Hoje, sinto-me incapaz de classificar a relação semântica entre prosápia e jactância. No entanto, o país está a ser invadido pelo amor-próprio: via sms, uma editora diz-nos «esperamos que goste dos novos projectos da Texto Editores que enviamos especialmente para si. Com a nossa estima...»; cartazes, na 1ª pessoa, ferem-nos a retina em todas as esquinas da capital; políticos e comentadores deixaram de ter dúvidas sobre o que quer que seja, desde a OTA ao POCEIRÃO; há mesmo quem assegure que, no próximo ano, o Benfica vai ser campeão; a força ilocutória da 1ª pessoa de certos verbos tem vindo a crescer: eu garanto, eu suspendo, eu homologo, eu demito, eu delato, eu nego, eu afirmo, eu juro, eu advirto, eu asseguro... uma perigosa litania verbal que também poderá ser expressa de outro modo:
Eu represento a divindade, por isso o que eu digo é indiscutível...
Eu sou a própria divindade e, portanto, eu só posso dizer a verdade...
Eu sei de fonte segura...
Eu nem preciso de fonte!
Eu sou a própria fonte!
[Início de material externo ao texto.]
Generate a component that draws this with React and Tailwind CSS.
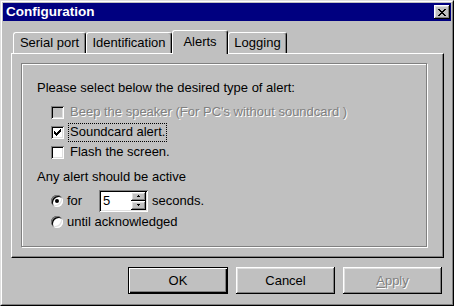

E por isso eu decido
quando devo falar
quando devo ficar calado
Eu giro na palavra e no silêncio a meu belo prazer
Só eu sei quando digo
sei
não sei
e por princípio nego que alguma vez tenha sabido
Quanto ao outro, só eu sei!

1 comentário:

  1. De Narciso reza o mito

    Também eu fui um feliz contemplado com uma mensagem telefónica. Também a mim ma dirigiram, especialmente a mim,uma mensagem especialmente para mim. Por instantes fui um feliz destinatário. Ainda há quem deseje a felicidade a outrem, em troco de nada, como será o caso. Um gesto bonito, como um projecto, e como tal se manterá. Com estima, igualmente, que se não deve desejar mal a ninguém, muito menos a um destinador que se não conhece. Agradecemos e retribuimos. Calados. Para o ano, havendo novidades, voltaremos a agredecer novas estimas e novos projectos.
    Fica-nos bem um gesto de gratidão, faz-nos bem ao ego. Faz-nos muito bem à primeira pessoa, qualquer que seja o acto, ilocutório ou outro, mesmo quando sabemos não existir qualquer acto perlocutório. É do ego que se trata. De narciso. De um qualquer narciso à solta, pululando. De muitos.
    EU.
    Amanhã, sendo caso disso, dar-me-ei posse. Para que conste.